What is being asked
Isolate every line in the records below with "Tailwind" in it.

## begin Task inputs

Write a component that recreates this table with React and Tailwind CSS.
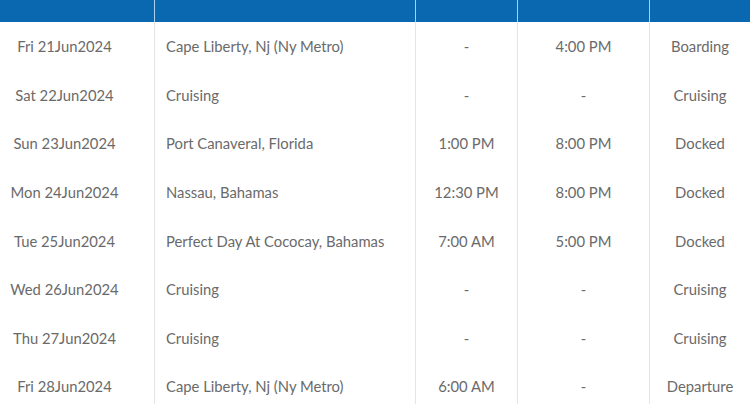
const rows = [
  { date: "Fri 21Jun2024", port: "Cape Liberty, Nj (Ny Metro)", arrive: "-", depart: "4:00 PM", status: "Boarding" },
  { date: "Sat 22Jun2024", port: "Cruising", arrive: "-", depart: "-", status: "Cruising" },
  { date: "Sun 23Jun2024", port: "Port Canaveral, Florida", arrive: "1:00 PM", depart: "8:00 PM", status: "Docked" },
  { date: "Mon 24Jun2024", port: "Nassau, Bahamas", arrive: "12:30 PM", depart: "8:00 PM", status: "Docked" },
  { date: "Tue 25Jun2024", port: "Perfect Day At Cococay, Bahamas", arrive: "7:00 AM", depart: "5:00 PM", status: "Docked" },
  { date: "Wed 26Jun2024", port: "Cruising", arrive: "-", depart: "-", status: "Cruising" },
  { date: "Thu 27Jun2024", port: "Cruising", arrive: "-", depart: "-", status: "Cruising" },
  { date: "Fri 28Jun2024", port: "Cape Liberty, Nj (Ny Metro)", arrive: "6:00 AM", depart: "-", status: "Departure" },
];

// grille du tableau : mêmes largeurs pour l'en-tête et les lignes
const cols = "grid grid-cols-[155px_261px_102px_132px_1fr]";

export default function App() {
  return (
    <div className="w-[750px] h-[404px] overflow-hidden bg-white text-[14.8px] text-[#6a6a6a]" style={{ fontFamily: "Lato, 'Open Sans', sans-serif" }}>
      {/* en-tête bleu */}
      <div className={`${cols} h-[22px] bg-[#0a68b0]`}>
        <div className="border-r border-[#a9d0ee]" />
        <div className="border-r border-[#a9d0ee]" />
        <div className="border-r border-[#a9d0ee]" />
        <div className="border-r border-[#a9d0ee]" />
        <div />
      </div>

      {rows.map((r, i) => (
        <div key={i} className={`${cols} h-[48.6px] items-stretch`}>
          <div className="flex items-center justify-center pr-[25px] border-r border-[#e5e5e5]">{r.date}</div>
          <div className="flex items-center pl-[11px] border-r border-[#e5e5e5]">{r.port}</div>
          <div className="flex items-center justify-center border-r border-[#e5e5e5]">{r.arrive}</div>
          <div className="flex items-center justify-center border-r border-[#e5e5e5]">{r.depart}</div>
          <div className="flex items-center justify-center">{r.status}</div>
        </div>
      ))}
    </div>
  );
}
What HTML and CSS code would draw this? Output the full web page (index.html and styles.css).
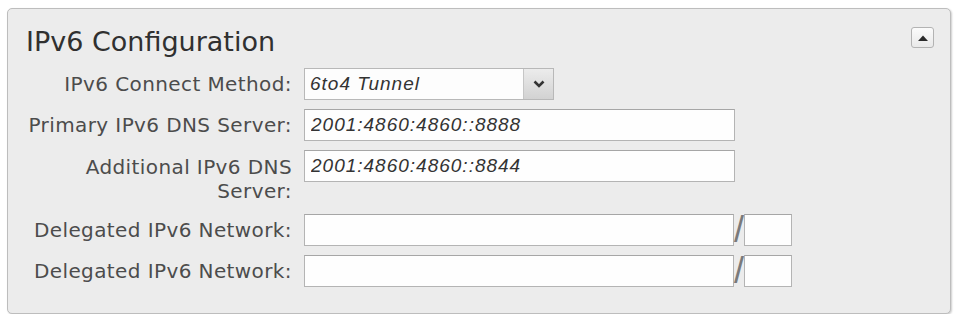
FILE: index.html
```html
<!DOCTYPE html>
<html>
<head>
<meta charset="utf-8">
<link rel="stylesheet" href="styles.css">
</head>
<body>
<div class="panel">
  <div class="panel-head">
    <h2 class="title">IPv6 Configuration</h2>
    <div class="collapse"><svg width="10" height="6" viewBox="0 0 10 6"><path d="M0 6 L5 0.5 L10 6 Z" fill="#2a2a2a"/></svg></div>
  </div>
  <div class="form">
    <label class="lbl">IPv6 Connect Method:</label>
    <div class="field">
      <div class="select">
        <span class="select-text">6to4 Tunnel</span>
        <span class="select-btn"><svg width="12" height="8" viewBox="0 0 12 8"><path d="M1.5 1.5 L6 6 L10.5 1.5" fill="none" stroke="#333" stroke-width="2.6"/></svg></span>
      </div>
    </div>

    <label class="lbl">Primary IPv6 DNS Server:</label>
    <div class="field"><input class="txt wide" type="text" value="2001:4860:4860::8888"></div>

    <label class="lbl two">Additional IPv6 DNS<br>Server:</label>
    <div class="field"><input class="txt wide" type="text" value="2001:4860:4860::8844"></div>

    <label class="lbl">Delegated IPv6 Network:</label>
    <div class="field"><input class="txt net" type="text" value=""><span class="slash">/</span><input class="txt prefix" type="text" value=""></div>

    <label class="lbl">Delegated IPv6 Network:</label>
    <div class="field"><input class="txt net" type="text" value=""><span class="slash">/</span><input class="txt prefix" type="text" value=""></div>
  </div>
</div>
</body>
</html>
```
FILE: styles.css
```css
html, body {
  margin: 0;
  background: #ffffff;
}
body {
  padding: 8px 0 0 7px;
  font-family: "DejaVu Sans", Verdana, sans-serif;
}
.panel {
  box-sizing: border-box;
  width: 944px;
  height: 306px;
  background: #ececec;
  border: 1px solid #bdbdbd;
  border-radius: 5px;
  box-shadow: 1px 1px 2px rgba(0,0,0,0.2);
  padding: 17px 15px 0 18px;
}
.panel-head {
  display: flex;
  justify-content: space-between;
  align-items: flex-start;
}
.title {
  margin: 0;
  font-weight: normal;
  font-size: 27px;
  line-height: 32px;
  color: #303030;
}
.collapse {
  box-sizing: border-box;
  width: 23px;
  height: 21px;
  margin-top: 1px;
  margin-right: 1px;
  border: 1px solid #b3b3b3;
  border-radius: 3px;
  background: linear-gradient(#fbfbfb, #e9e9e9);
  display: flex;
  align-items: center;
  justify-content: center;
}
.form {
  margin-top: 10px;
  display: grid;
  grid-template-columns: 266px auto;
  column-gap: 12px;
  row-gap: 9px;
}
.lbl {
  text-align: right;
  font-size: 20px;
  letter-spacing: 0.4px;
  line-height: 22px;
  color: #4c4c4c;
  padding: 5px 0;
}
.lbl.two {
  line-height: 24px;
  padding: 5px 0 2px;
}
.field {
  display: flex;
  align-items: flex-start;
}
.select {
  box-sizing: border-box;
  width: 250px;
  height: 32px;
  background: #fdfdfd;
  border: 1px solid #b8b8b8;
  display: flex;
}
.select-text {
  flex: 1;
  font-family: "Liberation Sans", Arial, sans-serif;
  font-style: italic;
  font-size: 19px;
  letter-spacing: 1px;
  color: #333;
  line-height: 30px;
  padding-left: 5px;
}
.select-btn {
  width: 29px;
  border-left: 1px solid #c6c6c6;
  background: linear-gradient(#ececec, #d2d2d2);
  display: flex;
  align-items: center;
  justify-content: center;
}
.txt {
  box-sizing: border-box;
  height: 32px;
  margin: 0;
  background: #fefefe;
  border: 1px solid #b4b4b4;
  border-top-color: #a6a6a6;
  border-radius: 0;
  padding: 0 0 0 6px;
  font-family: "Liberation Sans", Arial, sans-serif;
  font-style: italic;
  font-size: 19px;
  letter-spacing: 1px;
  color: #333;
  outline: none;
}
.wide {
  width: 431px;
}
.net {
  width: 430px;
}
.prefix {
  width: 48px;
}
.slash {
  width: 10px;
  font-family: "Liberation Sans", Arial, sans-serif;
  font-size: 36px;
  line-height: 32px;
  color: #7a7a7a;
  text-align: center;
}
```
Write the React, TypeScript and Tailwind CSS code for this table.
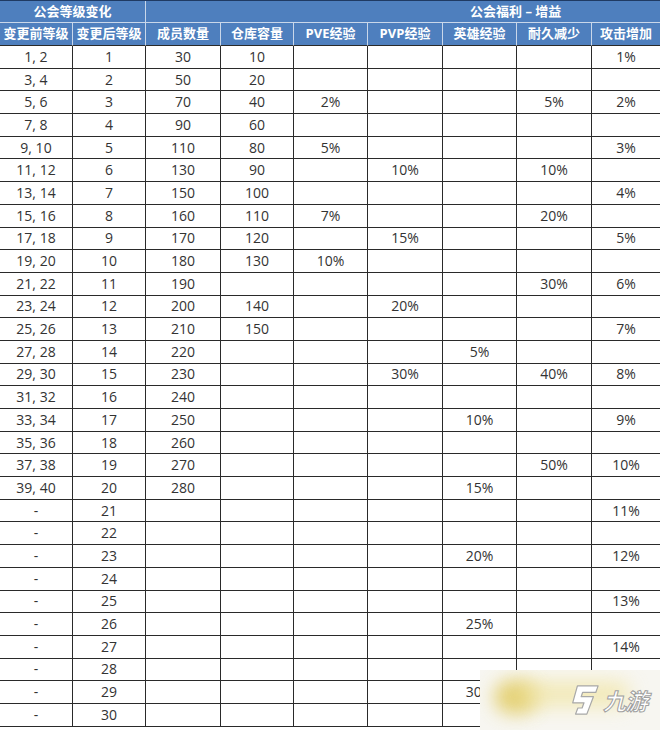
const rows: string[][] = [
  ["1, 2", "1", "30", "10", "", "", "", "", "1%"],
  ["3, 4", "2", "50", "20", "", "", "", "", ""],
  ["5, 6", "3", "70", "40", "2%", "", "", "5%", "2%"],
  ["7, 8", "4", "90", "60", "", "", "", "", ""],
  ["9, 10", "5", "110", "80", "5%", "", "", "", "3%"],
  ["11, 12", "6", "130", "90", "", "10%", "", "10%", ""],
  ["13, 14", "7", "150", "100", "", "", "", "", "4%"],
  ["15, 16", "8", "160", "110", "7%", "", "", "20%", ""],
  ["17, 18", "9", "170", "120", "", "15%", "", "", "5%"],
  ["19, 20", "10", "180", "130", "10%", "", "", "", ""],
  ["21, 22", "11", "190", "", "", "", "", "30%", "6%"],
  ["23, 24", "12", "200", "140", "", "20%", "", "", ""],
  ["25, 26", "13", "210", "150", "", "", "", "", "7%"],
  ["27, 28", "14", "220", "", "", "", "5%", "", ""],
  ["29, 30", "15", "230", "", "", "30%", "", "40%", "8%"],
  ["31, 32", "16", "240", "", "", "", "", "", ""],
  ["33, 34", "17", "250", "", "", "", "10%", "", "9%"],
  ["35, 36", "18", "260", "", "", "", "", "", ""],
  ["37, 38", "19", "270", "", "", "", "", "50%", "10%"],
  ["39, 40", "20", "280", "", "", "", "15%", "", ""],
  ["-", "21", "", "", "", "", "", "", "11%"],
  ["-", "22", "", "", "", "", "", "", ""],
  ["-", "23", "", "", "", "", "20%", "", "12%"],
  ["-", "24", "", "", "", "", "", "", ""],
  ["-", "25", "", "", "", "", "", "", "13%"],
  ["-", "26", "", "", "", "", "25%", "", ""],
  ["-", "27", "", "", "", "", "", "", "14%"],
  ["-", "28", "", "", "", "", "", "", ""],
  ["-", "29", "", "", "", "", "30%", "", ""],
  ["-", "30", "", "", "", "", "", "", ""],
];

const heads = ["变更前等级", "变更后等级", "成员数量", "仓库容量", "PVE经验", "PVP经验", "英雄经验", "耐久减少", "攻击增加"];

const cols = "grid grid-cols-[73px_73px_75px_73px_74px_75px_74px_75px_68px]";

// 九游 watermark sitting over the bottom-right corner
function Watermark() {
  return (
    <div className="absolute bottom-0 right-0 flex h-[60px] w-[180px] items-center gap-[3px] overflow-hidden bg-[#f7f6f1] pl-[88px]">
      <div className="absolute left-[14px] top-[10px] h-[34px] w-[44px] rounded-full bg-[#e0c857] opacity-80 blur-[9px]" />
      <div className="absolute left-[40px] top-[12px] h-[24px] w-[110px] rounded-full bg-[#f0e39a] opacity-70 blur-[10px]" />
      <svg className="relative shrink-0" width="32" height="34" viewBox="0 0 34 36">
        <path
          d="M10 3 L32 3 L29.5 10 L15.5 10 L14 14.5 L27 14.5 L20 33 L8 33 L10.5 26.5 L15 26.5 L17 21 L5 21 Z"
          fill="#ffffff"
          stroke="#a8a8a8"
          strokeWidth="1.3"
          strokeLinejoin="round"
        />
      </svg>
      <span className="relative text-[23px] font-bold italic leading-none tracking-[-1px] text-white [-webkit-text-stroke:1px_#a0a0a0] [font-family:'Noto_Sans_CJK_SC',sans-serif]">
        九游
      </span>
    </div>
  );
}

export default function App() {
  return (
    <div className="relative h-[730px] w-[660px] overflow-hidden bg-white text-[#333] [font-family:'Open_Sans','Noto_Sans_CJK_SC',sans-serif]">
      <div className="flex h-[23px] border-t border-[#1f3a63] bg-[#4e7fbe] text-[13px] font-bold text-white">
        <div className="flex w-[146px] items-center justify-center border-r border-b border-[#c9d7ea]">公会等级变化</div>
        <div className="flex flex-1 items-center border-b border-[#c9d7ea] pl-[324px]">公会福利 – 增益</div>
      </div>
      <div className={`${cols} h-[23px] bg-[#4e7fbe] text-[13px] font-bold text-white`}>
        {heads.map((h, i) => (
          <div
            key={h}
            className={`flex items-center justify-center border-b border-[#2a2a2a] ${i < 8 ? "border-r border-r-[#c9d7ea]" : ""}`}
          >
            {h}
          </div>
        ))}
      </div>
      {rows.map((r, ri) => (
        <div key={ri} className={`${cols} h-[22.7px] text-[14px]`}>
          {r.map((c, ci) => (
            <div
              key={ci}
              className={`flex items-center justify-center border-b border-[#2a2a2a] leading-none ${ci < 8 ? "border-r" : ""}`}
            >
              {c}
            </div>
          ))}
        </div>
      ))}
      <Watermark />
    </div>
  );
}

## end Task inputs

Output of the exercise
Write a component that recreates this table with React and Tailwind CSS.
Write the React, TypeScript and Tailwind CSS code for this table.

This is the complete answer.